• **TASK REQUIREMENTS**: Report the count of lines below in which the string "that" occurs; include nothing else.

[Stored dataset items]
═══

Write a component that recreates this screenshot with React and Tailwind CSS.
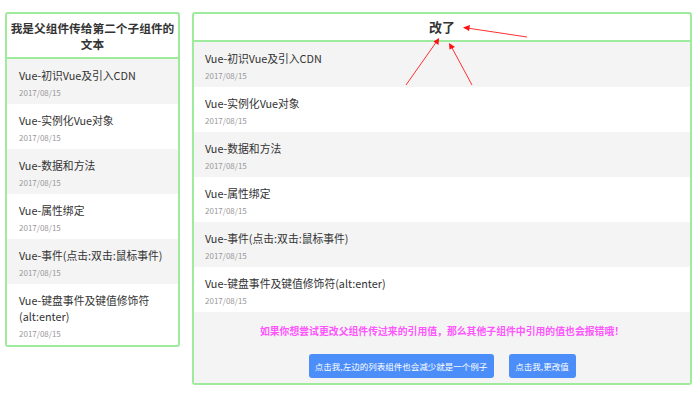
import React from "react";

const items = [
  "Vue-初识Vue及引入CDN",
  "Vue-实例化Vue对象",
  "Vue-数据和方法",
  "Vue-属性绑定",
  "Vue-事件(点击:双击:鼠标事件)",
  "Vue-键盘事件及键值修饰符(alt:enter)",
];

const font = { fontFamily: '"Noto Sans CJK SC", "Noto Sans", sans-serif' };

function Item({ title, i, pl }) {
  return (
    <div className={`${i % 2 === 0 ? "bg-[#f4f4f4]" : "bg-white"} ${pl} pr-[8px] pt-[8px] pb-[5px]`}>
      <div className="text-[10.8px] leading-[16px] text-[#333]">{title}</div>
      <div className="mt-[4px] text-[8px] leading-[12px] text-[#999]">2017/08/15</div>
    </div>
  );
}

export default function App() {
  return (
    <div className="relative w-[698px] h-[397px] bg-white overflow-hidden" style={font}>
      <div className="flex items-start gap-[12px] pt-[12px] pl-[5px]">
        <div className="w-[175px] border-2 border-[#9eeb9e] rounded-[3px] overflow-hidden">
          <div className="border-b-2 border-[#9eeb9e] pt-[6px] pb-[5px] px-[2px] text-center text-[11.7px] leading-[16px] font-bold text-[#333]">
            我是父组件传给第二个子组件的文本
          </div>
          {items.map((t, i) => (
            <Item key={i} title={t} i={i} pl="pl-[12px]" />
          ))}
        </div>
        <div className="w-[500px] border-2 border-[#9eeb9e] rounded-[3px] overflow-hidden">
          <div className="h-[28px] border-b-2 border-[#9eeb9e] flex items-center justify-center text-[13px] font-bold text-[#333]">
            改了
          </div>
          {items.map((t, i) => (
            <Item key={i} title={t} i={i} pl="pl-[11px]" />
          ))}
          <div className="bg-[#f4f4f4] pt-[13px] pb-[5px] flex flex-col items-center">
            <div className="text-[9.85px] leading-[12px] font-bold text-[#f5f]">
              如果你想尝试更改父组件传过来的引用值，那么其他子组件中引用的值也会报错哦！
            </div>
            <div className="mt-[17px] flex gap-[15px]">
              <button className="w-[185px] h-[24px] rounded-[3px] bg-[#4b8ef9] text-white text-[8.5px] flex items-center justify-center">
                点击我,左边的列表组件也会减少就是一个例子
              </button>
              <button className="w-[67px] h-[24px] rounded-[3px] bg-[#4b8ef9] text-white text-[8.5px] flex items-center justify-center">
                点击我,更改值
              </button>
            </div>
          </div>
        </div>
      </div>
      <svg className="absolute left-0 top-0 pointer-events-none" width="698" height="397">
        <g stroke="#ff3030" strokeWidth="1" fill="#ff2020">
          <line x1="406" y1="85" x2="437" y2="41" />
          <line x1="472" y1="85" x2="451" y2="46" />
          <line x1="527" y1="37" x2="467" y2="28" />
        </g>
        <g fill="#ff1010">
          <polygon points="439,38 438.5,45 433.5,41.5" />
          <polygon points="449,43 455,47 449.5,49.5" />
          <polygon points="463,27.5 470,25 469,31" />
        </g>
      </svg>
    </div>
  );
}
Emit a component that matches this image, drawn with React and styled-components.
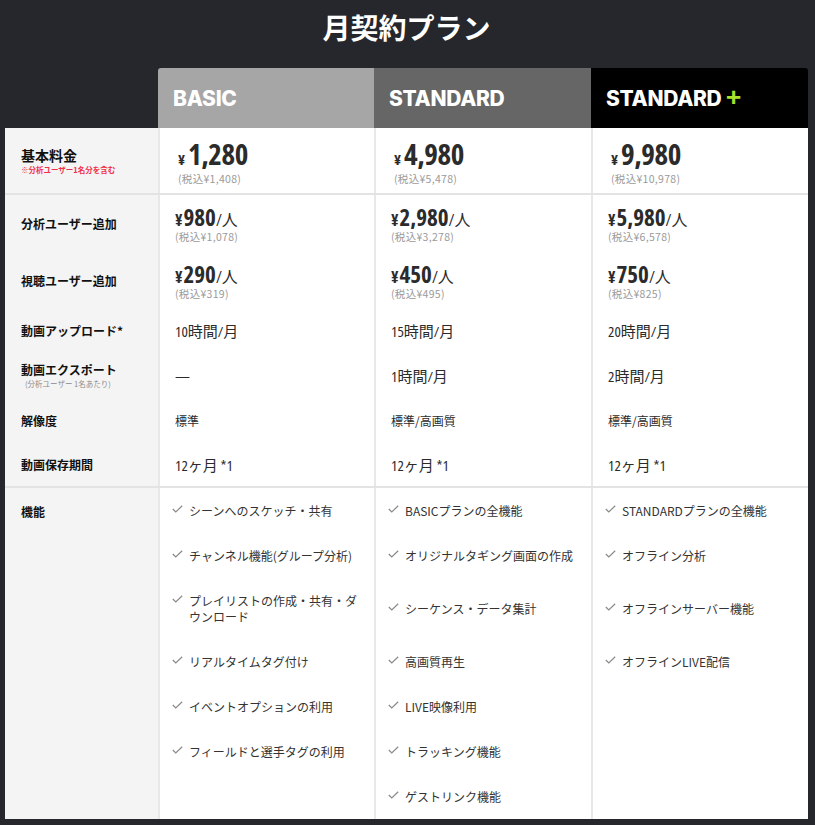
import React from 'react'
import styled, { createGlobalStyle } from 'styled-components'

const COLS = '153px 216px 217px 217px'
const NUM = `"Open Sans", "Noto Sans", "Noto Sans CJK JP", sans-serif`
const JP = `"Noto Sans CJK JP", "Noto Sans", sans-serif`

const GlobalStyle = createGlobalStyle`
  body {
    margin: 0;
    background: #26272c;
    font-family: ${JP};
  }
`

const Page = styled.div`
  min-height: 825px;
  box-sizing: border-box;
  padding: 0 7px 6px 5px;
`

const Title = styled.h1`
  margin: 0;
  height: 54px;
  display: flex;
  align-items: center;
  justify-content: center;
  color: #fff;
  font: 700 28px ${JP};
`

const HeaderRow = styled.div`
  display: grid;
  grid-template-columns: ${COLS};
  height: 60px;
  margin-top: 14px;
`

const HeadCell = styled.div`
  background: ${p => p.$bg};
  display: flex;
  align-items: center;
  padding-left: 15px;
  color: #fff;
  font: 800 21px Inter, Roboto, sans-serif;
  letter-spacing: -0.3px;
  border-radius: ${p => p.$radius || '0'};
`

const Plus = styled.span`
  color: #a8e22a;
  margin: 0 0 5px 3px;
  font: 600 27px/1 Inter, sans-serif;
`

const Body = styled.div`
  background: #fff;
`

const Row = styled.div`
  display: grid;
  grid-template-columns: ${COLS};
  height: ${p => p.$h}px;
  box-sizing: border-box;
  border-bottom: ${p => (p.$line ? '2px solid #e3e3e3' : 'none')};
`

const Label = styled.div`
  background: #f4f4f4;
  padding-left: 16px;
  display: flex;
  flex-direction: column;
  justify-content: center;
  color: #111;
  font: 700 ${p => p.$size || 12}px/17px ${JP};
`

const Note = styled.span`
  font: 400 7.5px/11px ${JP};
  color: ${p => (p.$red ? '#f0304a' : '#8a8a8a')};
  padding-left: ${p => (p.$red ? 0 : 4)}px;
  font-weight: ${p => (p.$red ? 700 : 400)};
`

const Cell = styled.div`
  border-left: 2px solid #e8e8e8;
  padding-left: ${p => p.$pl || 15}px;
  padding-top: ${p => p.$pt || 0}px;
  display: flex;
  flex-direction: column;
  justify-content: ${p => (p.$pt ? 'flex-start' : 'center')};
  color: #2b2b2b;
`

const PriceMain = styled.div`
  display: flex;
  align-items: baseline;
  height: ${p => p.$lh}px;
  line-height: ${p => p.$lh}px;
`

const Yen = styled.span`
  font: 700 ${p => p.$size}px ${NUM};
  font-stretch: 75%;
  margin-right: ${p => p.$gap}px;
`

const Amount = styled.span`
  font: 700 ${p => p.$size}px ${NUM};
  font-stretch: 75%;
  letter-spacing: ${p => (p.$size > 25 ? -0.4 : 0)}px;
`

const Per = styled.span`
  font: 400 16px ${NUM};
  font-stretch: 75%;
`

const Tax = styled.div`
  font: 400 10.5px/14px ${JP};
  color: #9a9a9a;
  letter-spacing: 0.3px;
  margin-top: ${p => p.$mt}px;
`

const Value = styled.div`
  font: 400 ${p => (p.$jp ? 12 : 15)}px ${p => (p.$jp ? JP : NUM)};
  font-stretch: 75%;
  color: #2b2b2b;
`

const FeatureGrid = styled.div`
  display: grid;
  grid-template-columns: ${COLS};
`

const FeatureLabel = styled.div`
  grid-row: 1 / span 7;
  background: #f4f4f4;
  padding: 15px 0 0 16px;
  color: #111;
  font: 700 12px/17px ${JP};
`

const FeatureCell = styled.div`
  border-left: 2px solid #e8e8e8;
  padding: 15px 10px 14px 12px;
  display: flex;
  align-items: center;
  min-height: 16px;
`

const Item = styled.div`
  display: flex;
  align-items: flex-start;
  gap: 6px;
  font: 400 12px/16px ${JP};
  color: #333;
`

const CheckIcon = styled.svg`
  flex: none;
  margin-top: 2px;
`

function Check() {
  return (
    <CheckIcon width="11" height="8" viewBox="0 0 11 8">
      <polyline points="0.8,4 3.8,7 10.2,0.8" fill="none" stroke="#8a8a8a" strokeWidth="1.2" />
    </CheckIcon>
  )
}

const plans = [
  {
    name: 'BASIC', bg: '#a6a6a6', radius: '3px 0 0 0',
    price: '1,280', tax: '1,408',
    analyst: ['980', '1,078'], viewer: ['290', '319'],
    upload: '10時間/月', exp: '—', res: '標準', keep: '12ヶ月 *1',
    features: ['シーンへのスケッチ・共有', 'チャンネル機能(グループ分析)', 'プレイリストの作成・共有・ダウンロード', 'リアルタイムタグ付け', 'イベントオプションの利用', 'フィールドと選手タグの利用'],
  },
  {
    name: 'STANDARD', bg: '#666666',
    price: '4,980', tax: '5,478',
    analyst: ['2,980', '3,278'], viewer: ['450', '495'],
    upload: '15時間/月', exp: '1時間/月', res: '標準/高画質', keep: '12ヶ月 *1',
    features: ['BASICプランの全機能', 'オリジナルタギング画面の作成', 'シーケンス・データ集計', '高画質再生', 'LIVE映像利用', 'トラッキング機能', 'ゲストリンク機能'],
  },
  {
    name: 'STANDARD', plus: true, bg: '#000000', radius: '0 3px 0 0',
    price: '9,980', tax: '10,978',
    analyst: ['5,980', '6,578'], viewer: ['750', '825'],
    upload: '20時間/月', exp: '2時間/月', res: '標準/高画質', keep: '12ヶ月 *1',
    features: ['STANDARDプランの全機能', 'オフライン分析', 'オフラインサーバー機能', 'オフラインLIVE配信'],
  },
]

function SmallPrice({ value }) {
  return (
    <Cell $pt={6}>
      <PriceMain $lh={24}>
        <Yen $size={16} $gap={1}>¥</Yen>
        <Amount $size={23}>{value[0]}</Amount>
        <Per>/人</Per>
      </PriceMain>
      <Tax $mt={5}>(税込¥{value[1]})</Tax>
    </Cell>
  )
}

function SpecRow({ h, line, label, note, field, jp }) {
  return (
    <Row $h={h} $line={line}>
      <Label>
        {label}
        {note && <Note>{note}</Note>}
      </Label>
      {plans.map((p, i) => (
        <Cell key={i}>
          <Value $jp={jp}>{p[field]}</Value>
        </Cell>
      ))}
    </Row>
  )
}

export default function App() {
  return (
    <Page>
      <GlobalStyle />
      <Title>月契約プラン</Title>
      <HeaderRow>
        <div />
        {plans.map((p, i) => (
          <HeadCell key={i} $bg={p.bg} $radius={p.radius}>
            {p.name}
            {p.plus && <Plus>+</Plus>}
          </HeadCell>
        ))}
      </HeaderRow>
      <Body>
        <Row $h={67} $line>
          <Label $size={14}>
            基本料金
            <Note $red>※分析ユーザー1名分を含む</Note>
          </Label>
          {plans.map((p, i) => (
            <Cell key={i} $pl={18} $pt={6}>
              <PriceMain $lh={32}>
                <Yen $size={15} $gap={3}>¥</Yen>
                <Amount $size={29}>{p.price}</Amount>
              </PriceMain>
              <Tax $mt={6}>(税込¥{p.tax})</Tax>
            </Cell>
          ))}
        </Row>
        <Row $h={57}>
          <Label>分析ユーザー追加</Label>
          {plans.map((p, i) => <SmallPrice key={i} value={p.analyst} />)}
        </Row>
        <Row $h={56}>
          <Label>視聴ユーザー追加</Label>
          {plans.map((p, i) => <SmallPrice key={i} value={p.viewer} />)}
        </Row>
        <SpecRow h={44} label="動画アップロード*" field="upload" />
        <SpecRow h={46} label="動画エクスポート" note="(分析ユーザー 1名あたり)" field="exp" />
        <SpecRow h={44} label="解像度" field="res" jp />
        <SpecRow h={46} line label="動画保存期間" field="keep" />
        <FeatureGrid>
          <FeatureLabel>機能</FeatureLabel>
          {Array.from({ length: 7 }).map((_, r) =>
            plans.map((p, i) => {
              const f = p.features[r]
              return (
                <FeatureCell key={r + '-' + i}>
                  {f && (
                    <Item>
                      <Check />
                      <span>{f}</span>
                    </Item>
                  )}
                </FeatureCell>
              )
            })
          )}
        </FeatureGrid>
      </Body>
    </Page>
  )
}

═══

• **THE REPLY**: 2